Now you’re free to be curious which will allow you to make all the mistakes there is to make in a narrow field. This is the path of expertise. This is the path of Mastery.
Eventually, your FOMO will become JOMO (joy of missing out).
Let Go of Outcome
It’s hard to achieve deep work and to truly be present in the moment if we’re unable to enjoy the process.
A key component is your level of attatchment to end results.
The trick is to overcome your neediness.
To let go of how you want things to turn out.
Neediness is a “progress repellent”.
Here are some ways you can do that.
- Identify a goal or target that you can be heart-centered in your choosing it.
- Create a plan or course of action to get from where you are, to someplace better.
- Execute the plan. Put things in motion.
- Experience progress.
- Cultivate gratitude for the progress you’ve made so far.
- Cultivate gratitude for the process, milestones & big wins you see in the near future.
- Commit to this process by showing up every day to execute the plan or course of action.
You can’t skip any of these steps.
A question worth asking is “what is your relationship to the thing you want?”.
Do you see it as the thing that holds the key to your life finally being where you want it to be? Red flag.
Your life can be what you want it to be right now. In this moment.
It’s a choice you make. The power is at your disposal. It’s located within you. It never moves. It’s always there.
It’s a treasure chest waiting to be opened.
Inside the treasure chest is:
- Self-actualization that grants you the ability to be independent of the good or bad opinions of others.
- The self-belief that says “Hey, why not you? Why not today?”
- A general sense of well-being tat allows you to enjoy the moment.
- Compassion that allows you to look past the shortcoming of – seeing the imperfect humanity.
- It’s the answer to the call to adventure that reminds you, you’re still the hero in this story.
The hidden treasure is buried within.
When it’s discovered, there’s nothing that the world can give you that you can’t already give yourself
Learn To Be Your Own Mentor
You’re not going to be able to live your days with your guru in your back pocket or in your ear.
Throughout the day, you will need to learn to be your own guru.
It starts with the self-awareness that is observant of the mental chatter & self-talk as well as the lens through which you see the world.
Is the self-talk judgmental or harsh? Does your perspective see scarcity? Does the world seem zero-sum?
If so – you need a reframe because what your focus on expands.
The world will reflect the story you keep telling yourself.
If you want to live a better story, choose better words to tell it.
Self-awareness is a habit. You get better at it the more you access it.
Positive thinking is a muscle, it gets stronger the more you exercise it.
Defeating Overwhelm
“What should I do with my life?” Is a dangerous question.
It risks becoming overwhelmed by the macro.
“What can I do with clear execution in the next 5 minutes?” Is a better question.

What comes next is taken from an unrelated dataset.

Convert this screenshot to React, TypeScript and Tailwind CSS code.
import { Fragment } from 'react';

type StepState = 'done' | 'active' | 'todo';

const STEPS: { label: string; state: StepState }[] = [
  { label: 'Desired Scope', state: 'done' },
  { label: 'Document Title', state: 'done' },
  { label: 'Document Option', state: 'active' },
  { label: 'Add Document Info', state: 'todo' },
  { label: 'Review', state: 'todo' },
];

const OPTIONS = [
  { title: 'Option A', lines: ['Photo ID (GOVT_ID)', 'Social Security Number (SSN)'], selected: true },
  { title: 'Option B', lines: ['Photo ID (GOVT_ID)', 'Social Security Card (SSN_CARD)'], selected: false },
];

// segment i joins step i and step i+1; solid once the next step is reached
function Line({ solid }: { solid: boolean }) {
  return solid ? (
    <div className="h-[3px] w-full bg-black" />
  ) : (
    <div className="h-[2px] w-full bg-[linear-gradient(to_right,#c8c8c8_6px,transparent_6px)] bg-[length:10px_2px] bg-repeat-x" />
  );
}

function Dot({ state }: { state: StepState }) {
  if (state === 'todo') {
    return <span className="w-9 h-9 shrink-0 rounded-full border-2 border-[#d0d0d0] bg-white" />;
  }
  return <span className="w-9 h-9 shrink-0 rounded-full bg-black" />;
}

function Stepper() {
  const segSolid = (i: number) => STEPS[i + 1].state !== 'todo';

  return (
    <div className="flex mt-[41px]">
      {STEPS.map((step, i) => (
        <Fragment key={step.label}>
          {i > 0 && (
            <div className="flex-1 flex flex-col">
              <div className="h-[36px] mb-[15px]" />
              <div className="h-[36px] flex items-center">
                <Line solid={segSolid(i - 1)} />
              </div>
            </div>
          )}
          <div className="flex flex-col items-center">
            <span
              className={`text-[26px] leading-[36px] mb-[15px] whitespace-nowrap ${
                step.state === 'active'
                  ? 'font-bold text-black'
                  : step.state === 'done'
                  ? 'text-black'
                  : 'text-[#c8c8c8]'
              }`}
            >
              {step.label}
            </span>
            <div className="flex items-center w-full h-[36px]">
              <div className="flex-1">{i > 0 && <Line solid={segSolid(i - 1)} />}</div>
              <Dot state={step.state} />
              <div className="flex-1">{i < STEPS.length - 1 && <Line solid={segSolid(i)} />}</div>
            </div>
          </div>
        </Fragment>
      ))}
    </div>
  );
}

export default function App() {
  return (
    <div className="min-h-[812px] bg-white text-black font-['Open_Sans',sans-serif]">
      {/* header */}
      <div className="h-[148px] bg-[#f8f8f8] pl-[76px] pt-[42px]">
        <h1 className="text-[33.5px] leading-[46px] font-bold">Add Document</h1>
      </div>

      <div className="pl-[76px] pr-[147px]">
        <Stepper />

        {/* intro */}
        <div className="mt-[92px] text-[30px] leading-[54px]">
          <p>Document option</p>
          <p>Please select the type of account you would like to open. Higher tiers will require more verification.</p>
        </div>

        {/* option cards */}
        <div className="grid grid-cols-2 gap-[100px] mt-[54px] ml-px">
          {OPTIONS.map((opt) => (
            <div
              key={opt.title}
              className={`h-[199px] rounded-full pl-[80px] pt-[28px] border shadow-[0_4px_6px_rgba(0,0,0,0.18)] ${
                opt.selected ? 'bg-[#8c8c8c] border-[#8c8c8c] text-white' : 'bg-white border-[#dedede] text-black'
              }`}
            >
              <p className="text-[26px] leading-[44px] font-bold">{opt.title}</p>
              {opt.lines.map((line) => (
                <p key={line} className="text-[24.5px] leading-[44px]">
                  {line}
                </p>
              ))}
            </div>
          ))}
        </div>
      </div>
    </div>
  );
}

This is where excellence & purpose lives.
- How can I best respond to this traffic jam?
- How can I hit the reset button in the midst of overwhelm or a lack of focus?

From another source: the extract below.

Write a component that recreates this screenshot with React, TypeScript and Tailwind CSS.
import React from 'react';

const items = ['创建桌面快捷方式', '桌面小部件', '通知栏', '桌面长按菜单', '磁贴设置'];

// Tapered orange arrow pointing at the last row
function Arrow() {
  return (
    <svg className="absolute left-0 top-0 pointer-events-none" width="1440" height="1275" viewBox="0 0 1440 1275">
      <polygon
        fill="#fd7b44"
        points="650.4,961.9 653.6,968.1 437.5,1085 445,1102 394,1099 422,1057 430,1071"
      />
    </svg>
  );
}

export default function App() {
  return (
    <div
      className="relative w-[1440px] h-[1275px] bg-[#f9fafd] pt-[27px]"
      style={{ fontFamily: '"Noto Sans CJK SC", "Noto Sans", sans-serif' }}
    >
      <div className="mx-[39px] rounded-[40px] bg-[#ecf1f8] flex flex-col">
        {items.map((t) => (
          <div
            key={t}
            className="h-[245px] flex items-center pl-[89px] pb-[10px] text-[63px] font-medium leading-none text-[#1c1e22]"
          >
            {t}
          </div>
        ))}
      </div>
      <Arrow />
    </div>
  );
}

- How can I stay in “process” so I can still enjoy today’s journey?
- How can I create a resolution with this argument?
- What needs to be created with broad strokes?
Instead of building the most impressive wall – we strive to lay one brick down, and perfectly and mindfully as possible.We want Flow, in the moment.

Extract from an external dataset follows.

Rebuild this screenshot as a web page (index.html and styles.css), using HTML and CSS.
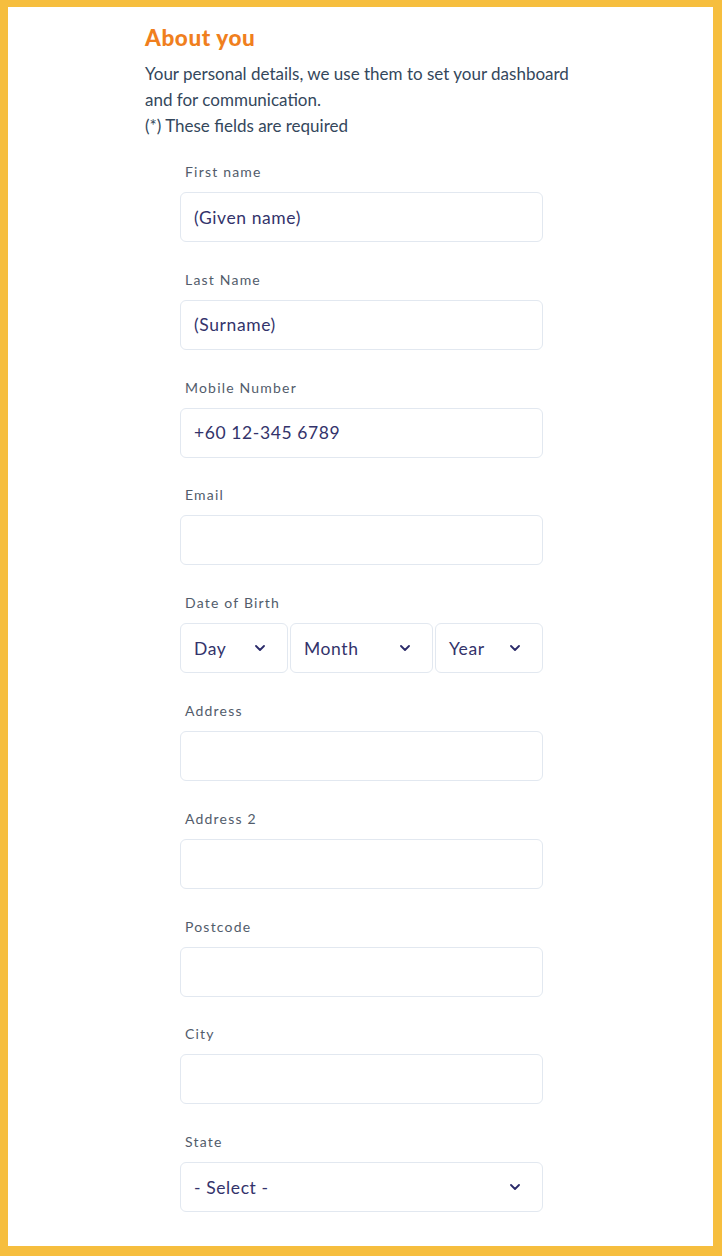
FILE: index.html
```html
<!DOCTYPE html>
<html lang="en">
<head>
    <meta charset="UTF-8">
    <meta name="viewport" content="width=device-width, initial-scale=1.0">
    <title>About you</title>
    <link rel="stylesheet" href="styles.css">
</head>
<body>
    <div class="panel">
        <div class="intro">
            <h2 class="title">About you</h2>
            <p class="lead">Your personal details, we use them to set your dashboard and for communication.<br>(*) These fields are required</p>
        </div>

        <form class="form">
            <div class="field">
                <label class="label">First name</label>
                <div class="input"><span class="value">(Given name)</span></div>
            </div>
            <div class="field">
                <label class="label">Last Name</label>
                <div class="input"><span class="value">(Surname)</span></div>
            </div>
            <div class="field">
                <label class="label">Mobile Number</label>
                <div class="input"><span class="value">+60 12-345 6789</span></div>
            </div>
            <div class="field">
                <label class="label">Email</label>
                <div class="input"></div>
            </div>
            <div class="field">
                <label class="label">Date of Birth</label>
                <div class="dob">
                    <div class="input select"><span class="value">Day</span>
                        <svg class="chevron" viewBox="0 0 10 6"><path d="M1 1l4 4 4-4"/></svg>
                    </div>
                    <div class="input select"><span class="value">Month</span>
                        <svg class="chevron" viewBox="0 0 10 6"><path d="M1 1l4 4 4-4"/></svg>
                    </div>
                    <div class="input select"><span class="value">Year</span>
                        <svg class="chevron" viewBox="0 0 10 6"><path d="M1 1l4 4 4-4"/></svg>
                    </div>
                </div>
            </div>
            <div class="field">
                <label class="label">Address</label>
                <div class="input"></div>
            </div>
            <div class="field">
                <label class="label">Address 2</label>
                <div class="input"></div>
            </div>
            <div class="field">
                <label class="label">Postcode</label>
                <div class="input"></div>
            </div>
            <div class="field">
                <label class="label">City</label>
                <div class="input"></div>
            </div>
            <div class="field">
                <label class="label">State</label>
                <div class="input select"><span class="value">- Select -</span>
                    <svg class="chevron" viewBox="0 0 10 6"><path d="M1 1l4 4 4-4"/></svg>
                </div>
            </div>
        </form>
    </div>
</body>
</html>
```

FILE: styles.css
```css
/* General Styles */
body {
    margin: 0;
    padding: 7px 9px 10px 8px;
    background-color: #f6be3e;
    font-family: Lato, "Open Sans", sans-serif;
}

.panel {
    background-color: #fff;
    min-height: 1239px;
    padding: 18px 0 0 137px;
    box-sizing: border-box;
}

.title {
    margin: 0;
    font-size: 22.5px;
    line-height: 26px;
    font-weight: 900;
    letter-spacing: 0.6px;
    color: #f07f1e;
}

.lead {
    margin: 10px 0 0;
    width: 440px;
    font-size: 17px;
    line-height: 26px;
    color: #34475c;
}

/* Form */
.form {
    margin: 23px 0 0 35px;
    width: 363px;
}

.field {
    margin-bottom: 27.8px;
}

.label {
    display: block;
    padding-left: 5px;
    margin-bottom: 10px;
    font-size: 14px;
    line-height: 20px;
    letter-spacing: 1.2px;
    color: #525c6b;
}

.input {
    height: 50px;
    box-sizing: border-box;
    border: 1px solid #e2e8f0;
    border-radius: 6px;
    padding: 0 13px;
    display: flex;
    align-items: center;
    justify-content: space-between;
}

.value {
    font-size: 17.5px;
    color: #33336b;
    letter-spacing: 0.6px;
}

.chevron {
    width: 10px;
    height: 6px;
    margin-right: 9px;
    fill: none;
    stroke: #2a2a6a;
    stroke-width: 1.8;
    stroke-linecap: round;
    stroke-linejoin: round;
}

.dob {
    display: grid;
    grid-template-columns: 108px 143px 108px;
    gap: 2px;
}
```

Planning is important but the ambitious goals need to be deconstructed in it’s smallest parts so that the micro-pieces are addressed.
The angels are in the details too.
Improvising and experimenting is welcomed. Especially as you soon find out that no single misstep as the power to destroy you.
Get Over Your FOMO
How much of our priorities would you say are shaped by what you’ve been told will make you happy. How about because it seems other peopl are enjoying it?
Theres a big assumption, and it’s that what makes others happy will make us happy too. Or what the world seems to value is what we should focus on as well.
Social exceptance and security drives much of our behaviour.
So we fear missing out (FOMO) on any opportunity that gives us an advantage in this area of our lives, and as we pursue it, we wonder why there still seems to be something still missing in our lives.
Often times it the compulsive goals that keep us from getting what we need, and by “need” I mean our real “wants”.
The wants that are sustainable and provide fulfillment. The wants that we’re truly willing to fight and die for.
The wants that keep us working late into the night. The wants that lift us out of the bed.
Not the “wants” that “group think” or the media says we need.
Not the “wants” that promise “happiness”.
We don’t want happiness really. We want “meaning”. We want that sensation that makes us feel alive.
Sometimes, we need life to save us from what we think we want, so we can finally get what we need.
When we learn how to discover the joy of missing out (JOMO) on the things society says will make you happy, we create space for finding the unique things that actually will.